To prove me wrong Stockhausen's teachers all began with 'M' - Martin, Milhaud and Messiaen.

Coincidence or part of a cosmic plan?

violainvilnius said…
OMG, we'll have a Messiaen year next year? Where can I emigrate to?
Unknown said…
Dave Brubeck was also one of Milhaud's students. Brubeck even named a son after him.
Mell said…
Alas, I won't be able to make it across the pond for any of this, but I'd love to have a copy of that promotional poster for my studio, which is something I'm usually not prone to collect. (mixing Messaien and what looks like Sedona, AZ- how could I not).
Henry Holland said…
It's actually Bryce Canyon in the photo used for the poster, the rock formation that looks like a cup above the h in Southbank is the giveaway; Messiaen, of course, visited Bryce Canyon, which is mentioned in the 7th part of Des Canyons aux Etoiles.

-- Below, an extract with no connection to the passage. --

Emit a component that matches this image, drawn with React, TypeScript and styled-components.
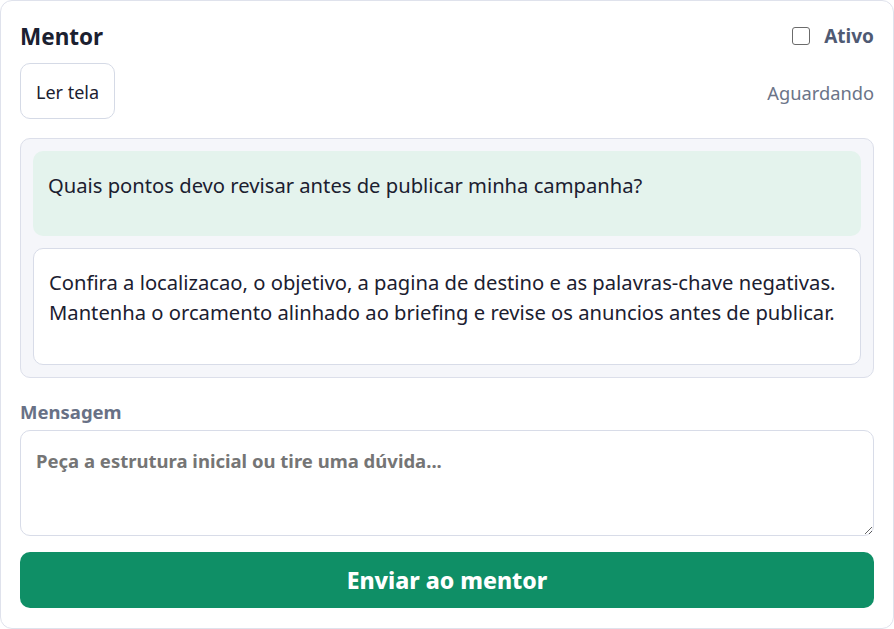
import React from "react";
import styled, { createGlobalStyle } from "styled-components";

const Global = createGlobalStyle`
  html, body { margin: 0; padding: 0; background: #ffffff; }
  body { font-family: "Noto Sans", "Open Sans", sans-serif; color: #1f2433; }
  * { box-sizing: border-box; }
`;

const Card = styled.div`
  width: 894px;
  height: 629px;
  border: 1px solid #dfe2ec;
  border-radius: 12px;
  background: #ffffff;
  padding: 18px 19px 20px 19px;
  display: flex;
  flex-direction: column;
`;

const HeaderRow = styled.div`
  display: flex;
  align-items: center;
  justify-content: space-between;
  height: 34px;
`;

const Title = styled.h2`
  margin: 0;
  font-size: 22.5px;
  font-weight: 700;
  color: #1b2030;
`;

const Toggle = styled.label`
  display: flex;
  align-items: center;
  gap: 14px;
  font-size: 19px;
  font-weight: 700;
  color: #4f5a73;
`;

const Box = styled.span`
  width: 18px;
  height: 18px;
  border: 1.5px solid #6b6b6b;
  border-radius: 3px;
  background: #fff;
`;

const ToolRow = styled.div`
  display: flex;
  align-items: center;
  justify-content: space-between;
  margin-top: 10px;
`;

const GhostButton = styled.button`
  font-family: inherit;
  height: 56px;
  padding: 2px 15px 0;
  border: 1px solid #d5dae6;
  border-radius: 10px;
  background: #fff;
  font-size: 18px;
  color: #1b2030;
`;

const Status = styled.span`
  font-size: 18.3px;
  color: #6b7488;
  padding-top: 3px;
`;

const Thread = styled.div`
  margin-top: 19px;
  background: #f5f6fa;
  border: 1px solid #dcdfea;
  border-radius: 10px;
  padding: 12px;
  display: flex;
  flex-direction: column;
  gap: 12px;
`;

const Bubble = styled.div<{ $mine?: boolean }>`
  border-radius: 10px;
  padding: ${(p) => (p.$mine ? "19px 15px 36px 15px" : "18px 15px 37px 15px")};
  font-size: 20.2px;
  line-height: 30px;
  white-space: pre-line;
  color: #1b2030;
  background: ${(p) => (p.$mine ? "#e4f3ed" : "#ffffff")};
  border: ${(p) => (p.$mine ? "none" : "1px solid #d8dce8")};
`;

const Label = styled.div`
  margin-top: 21px;
  font-size: 18.5px;
  font-weight: 700;
  color: #687186;
`;

const Input = styled.textarea`
  margin-top: 6px;
  height: 106px;
  width: 100%;
  border: 1px solid #d8dce8;
  border-radius: 10px;
  padding: 17px 15px;
  font-family: inherit;
  font-size: 18.5px;
  font-weight: 700;
  resize: vertical;
  outline: none;
  &::placeholder { color: #757575; }
`;

const Submit = styled.button`
  margin-top: 16px;
  height: 56px;
  width: 100%;
  border: none;
  border-radius: 10px;
  background: #0f8f66;
  color: #ffffff;
  font-family: inherit;
  font-size: 23px;
  font-weight: 800;
`;

export default function App() {
  return (
    <>
      <Global />
      <Card>
        <HeaderRow>
          <Title>Mentor</Title>
          <Toggle>
            <Box />
            Ativo
          </Toggle>
        </HeaderRow>
        <ToolRow>
          <GhostButton>Ler tela</GhostButton>
          <Status>Aguardando</Status>
        </ToolRow>
        <Thread>
          <Bubble $mine>Quais pontos devo revisar antes de publicar minha campanha?</Bubble>
          <Bubble>
            {"Confira a localizacao, o objetivo, a pagina de destino e as palavras-chave negativas.\nMantenha o orcamento alinhado ao briefing e revise os anuncios antes de publicar."}
          </Bubble>
        </Thread>
        <Label>Mensagem</Label>
        <Input placeholder="Peça a estrutura inicial ou tire uma dúvida..." />
        <Submit>Enviar ao mentor</Submit>
      </Card>
    </>
  );
}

Good program at the Southbank Centre; I'll have to content myself with the Los Angeles Philharmonic/Esa-Pekka Salonen doing Des Canyons aux Etoiles in January. The New York City Opera is doing St. Francois di Assisi in Gerard Mortier's first season, 2009-10.
Pliable said…
It is Bryce Canyon -

Dave said…
Amazing how often Des Canyons aux Etoiles is being performed as of late. Keith Lockhart and the Utah Symphony played it earlier this year in its first performance in Utah. I found it slightly ironic that a piece with so many references to Utah took over 30 years before it was actually performed here!